On imagine sans peine l'effet que pu produire The Silent Enemy lorsque le public de 1930 découvrit ce récit des Indiens Ojibwa, natifs d'Amérique du Nord, dans les frontières actuelles du Québec et de l'Ontario. Même si de nombreuses précautions sont prises pour souligner le fait qu'il s'agit d'une reconstitution, il est difficile de ne pas voir derrière cette démarche fictionnelle une volonté documentaire tant le film insiste sur de nombreux détails de (ce qui est présenté comme) la vie de cette tribu indienne, entre l'organisation sociale du groupe, les antagonismes enflammés par la menace de la famine, et les interactions avec la faune locale très diversifiée.


Le préambule va d'ailleurs exactement dans ce sens, avec ce qui s'apparente à un argument d'autorité : un chef Indien s'adresse directement à nous, en attestant l'authenticité du contenu à suivre et en précisant que les acteurs du film ne sont pas des acteurs professionnels mais de véritables Indiens, issus de différentes tribus (pas seulement Ojibwa, donc).
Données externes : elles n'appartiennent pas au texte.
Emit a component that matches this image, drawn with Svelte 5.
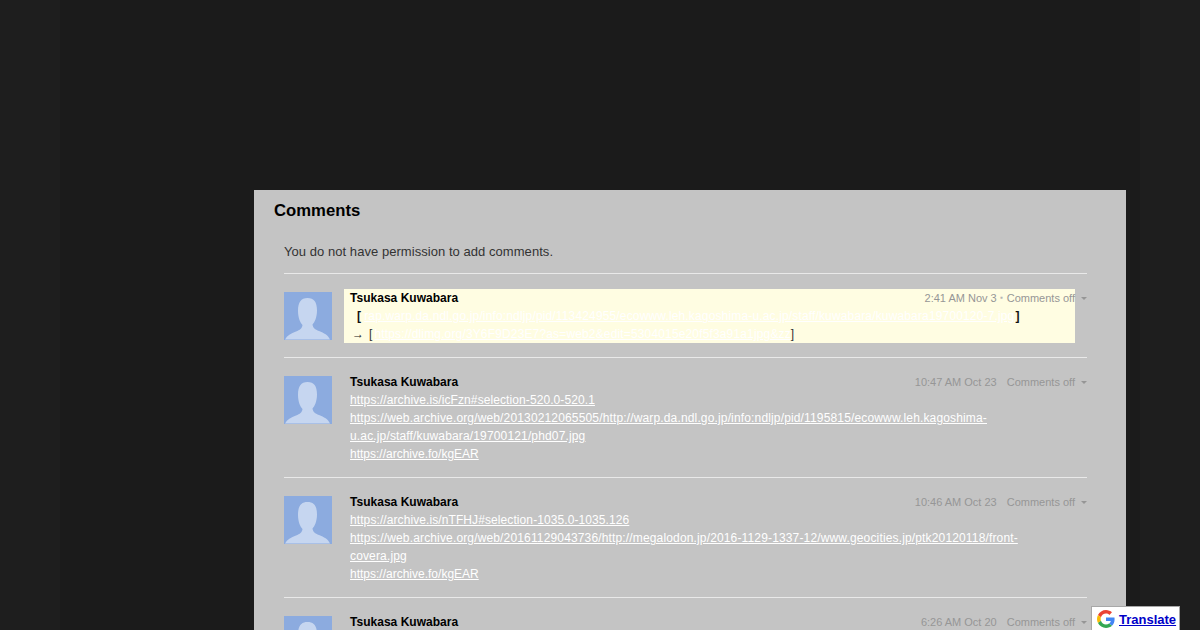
<script>
  const comments = [
    {
      time: "2:41 AM Nov 3",
      fresh: true,
      lines: [],
    },
    {
      time: "10:47 AM Oct 23",
      lines: [
        "https://archive.is/icFzn#selection-520.0-520.1",
        "https://web.archive.org/web/20130212065505/http://warp.da.ndl.go.jp/info:ndljp/pid/1195815/ecowww.leh.kagoshima-u.ac.jp/staff/kuwabara/19700121/phd07.jpg",
        "https://archive.fo/kgEAR",
      ],
    },
    {
      time: "10:46 AM Oct 23",
      lines: [
        "https://archive.is/nTFHJ#selection-1035.0-1035.126",
        "https://web.archive.org/web/20161129043736/http://megalodon.jp/2016-1129-1337-12/www.geocities.jp/ptk20120118/front-covera.jpg",
        "https://archive.fo/kgEAR",
      ],
    },
    {
      time: "6:26 AM Oct 20",
      lines: [],
    },
  ];

  function spacing(line) {
    if (line.length < 30) return "tight";
    return line.length < 60 ? "mid" : "wide";
  }
</script>

{#snippet avatar()}
  <svg class="avatar" viewBox="0 0 48 48" aria-hidden="true">
    <rect width="48" height="48" fill="#8cabdf" />
    <path
      d="M1 47.500c2-4 6-6 11-8 4-1.500 6-3 6.500-6.500-2-2-4.500-7-4.500-14C14 10 17 6 23.500 6S33 10 33 18.500c0 7-2.500 12-4.500 14 .5 3.500 2.500 5 6.500 6.500 5 2 9 4 11 8.500z"
      fill="#c6d6f0"
    />
  </svg>
{/snippet}

<div class="page">
  <div class="column">
    <section class="panel">
      <h2>Comments</h2>
      <div class="inner">
        <p class="notice">You do not have permission to add comments.</p>
        <div class="list">
          {#each comments as c}
            <article class="comment">
              {@render avatar()}
              <div class="content" class:fresh={c.fresh}>
                <div class="head">
                  <span class="name">Tsukasa Kuwabara</span>
                  <span class="meta">
                    <span class="time">{c.time}</span>
                    <span class="sep">{c.fresh ? "▪" : ""}</span>
                    <span>Comments off</span>
                  </span>
                </div>
                <div class="body">
                  {#if c.fresh}
                    <div class="ref wide">
                      <b class="bracket">[</b>
                      <a href="#top">rap.warp.da.ndl.go.jp/info:ndljp/pid/113424955/ecowww.leh.kagoshima-u.ac.jp/staff/kuwabara/kuwabara19700120-7.jpg</a>
                      <b class="bracket">]</b>
                    </div>
                    <div class="ref second wide">
                      <span class="arrow">→</span>
                      <span class="thin">[</span>
                      <a href="#top">https://dlimg.org/3Y6F9D23E7?as=web2&edit=5304015e20f5f3a91a1jpg&zz</a>
                      <span class="thin">]</span>
                    </div>
                  {:else}
                    {#each c.lines as line}
                      <div class={spacing(line)}><a href="#top">{line}</a></div>
                    {/each}
                  {/if}
                </div>
              </div>
              <span class="caret"></span>
            </article>
          {/each}
        </div>
      </div>
    </section>
  </div>
</div>

<div class="translate">
  <svg class="g" viewBox="0 0 48 48" aria-hidden="true">
    <path fill="#ea4335" d="M24 9.500c3.500 0 6.700 1.300 9.100 3.500l6.800-6.800C35.800 2.400 30.300 0 24 0 14.600 0 6.500 5.400 2.600 13.200l7.900 6.200C12.400 13.600 17.700 9.500 24 9.500z" />
    <path fill="#4285f4" d="M46.900 24.500c0-1.600-.1-3.100-.4-4.500H24v9h12.900c-.6 3-2.200 5.500-4.700 7.200l7.700 6c4.500-4.200 7-10.300 7-17.700z" />
    <path fill="#fbbc05" d="M10.500 28.600c-.5-1.400-.8-3-.8-4.600s.3-3.200.8-4.600l-7.900-6.200C.9 16.500 0 20.100 0 24s.9 7.500 2.600 10.800l7.900-6.200z" />
    <path fill="#34a853" d="M24 48c6.500 0 11.900-2.100 15.900-5.800l-7.700-6c-2.200 1.500-4.900 2.300-8.200 2.300-6.300 0-11.600-4.100-13.500-9.900l-7.900 6.200C6.500 42.600 14.600 48 24 48z" />
  </svg>
  <a href="#top">Translate</a>
</div>

<style>
  :global(body) {
    margin: 0;
    background: #1e1e1e;
    overflow: hidden;
  }

  .page {
    height: 630px;
    overflow: hidden;
    background: #1e1e1e;
    font-family: "Liberation Sans", Arial, sans-serif;
  }

  .column {
    width: 1080px;
    height: 630px;
    margin: 0 auto;
    padding: 190px 14px 0 194px;
    box-sizing: border-box;
    background: #1b1b1b;
  }

  .panel {
    height: 440px;
    background: #c4c4c4;
    overflow: hidden;
  }

  h2 {
    margin: 0;
    padding: 11px 20px 0;
    font-size: 16.7px;
    line-height: 20px;
    color: #000;
  }

  .inner {
    padding: 0 39px 0 30px;
  }

  .notice {
    margin: 23px 0 0;
    padding-bottom: 13px;
    font-size: 13px;
    letter-spacing: 0.05px;
    line-height: 16px;
    color: #333;
    border-bottom: 1px solid #e9e9e9;
  }

  .comment {
    display: flex;
    align-items: flex-start;
    padding: 15px 0 14px;
    min-height: 54px;
    border-bottom: 1px solid #e9e9e9;
  }

  .avatar {
    width: 48px;
    height: 48px;
    margin-top: 3px;
    margin-right: 12px;
    flex: none;
  }

  .content {
    width: 731px;
    box-sizing: border-box;
    padding-left: 6px;
    font-size: 12px;
    line-height: 18px;
  }

  .content.fresh {
    background: #fffde2;
  }

  .head {
    display: flex;
    justify-content: space-between;
  }

  .name {
    font-weight: bold;
    letter-spacing: 0.02px;
    color: #000;
  }

  .meta {
    display: flex;
    font-size: 11px;
    color: #969696;
  }

  .sep {
    width: 10px;
    text-align: center;
    font-size: 8px;
    color: #b5b5b5;
  }

  .body {
    padding-right: 50px;
    color: #fff;
  }

  .tight {
    letter-spacing: 0;
  }

  .mid {
    letter-spacing: 0.09px;
  }

  .wide {
    letter-spacing: 0.15px;
  }

  a {
    color: #fff;
    text-decoration: underline;
  }

  .ref {
    display: flex;
    white-space: nowrap;
    color: #222;
  }

  .bracket {
    margin: 0 3px 0 7px;
    color: #111;
    font-size: 12px;
  }

  .bracket:last-child {
    margin: 0 0 0 1px;
  }

  .second .arrow {
    margin: 0 2px;
    width: 15px;
  }

  .second .thin {
    margin-right: 2px;
    color: #333;
  }

  .second .thin:last-child {
    margin: 0;
  }

  .caret {
    width: 0;
    height: 0;
    margin: 8px 0 0 auto;
    border: 3px solid transparent;
    border-top-color: #969696;
    border-bottom: 0;
  }

  .translate {
    position: fixed;
    left: 1091px;
    top: 606px;
    width: 89px;
    height: 26px;
    box-sizing: border-box;
    display: flex;
    align-items: center;
    gap: 4px;
    padding: 0 0 0 5px;
    background: #fff;
    border: 1px solid #a8a8a8;
    font-family: "Liberation Sans", Arial, sans-serif;
    font-size: 13px;
    font-weight: bold;
  }

  .translate a {
    color: #0000c8;
  }

  .g {
    width: 18px;
    height: 18px;
    flex: none;
  }
</style>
En dépit de cette enveloppe à portée documentaire, on ne peut s'empêcher de voir en The Silent Enemy une des premières pierres de l'édifice qui constituera la figure de l'Indien à travers les yeux des occidentaux. À ce sujet, la première pierre doit sans douter se situer non loin d'un film sorti 10 ans avant, The Daughter of Dawn (réalisé par Norbert A. Myles en 1920), et même si ce dernier film souffrait d'un certain idéalisme, entre vision romancée de l'indigène et enjeux artificiels, ces deux incursions en territoire indien partagent la même volonté d'authenticité en incluant les principaux intéressés dans le processus de création cinématographique. Et du côté de la réalisation, la volonté de sauvegarder une partie de l'Histoire amérindienne, en l'imprimant sur pellicule avant qu'il ne soit trop tard, ne fait aucun doute.


Au-delà de la fiction, évidente, la reconstitution de ce qui aurait pu être la vie des Ojibwa avant l'arrivée des colons blancs touche son but. L'immersion dans le quotidien de la tribu, entre les préoccupations liées à la nourriture et la dimension spirituelle de leur société, est relativement efficace. La menace de l'hiver et de la raréfaction du gibier, la nécessité de migrer en direction du Nord à la recherche des troupeaux de caribous (à l'origine d'une querelle quelque peu archétypale entre deux grande figures de la tribu, le chasseur et le shaman) : tout le film s'articule autour de cet ennemi silencieux éponyme, la faim, au cœur de décors magnifiques nécessairement naturels. Dans ces conditions, devant l'ampleur du projet et des images capturées, on n'est guère étonné d'apprendre que le tournage dura plus d'un an.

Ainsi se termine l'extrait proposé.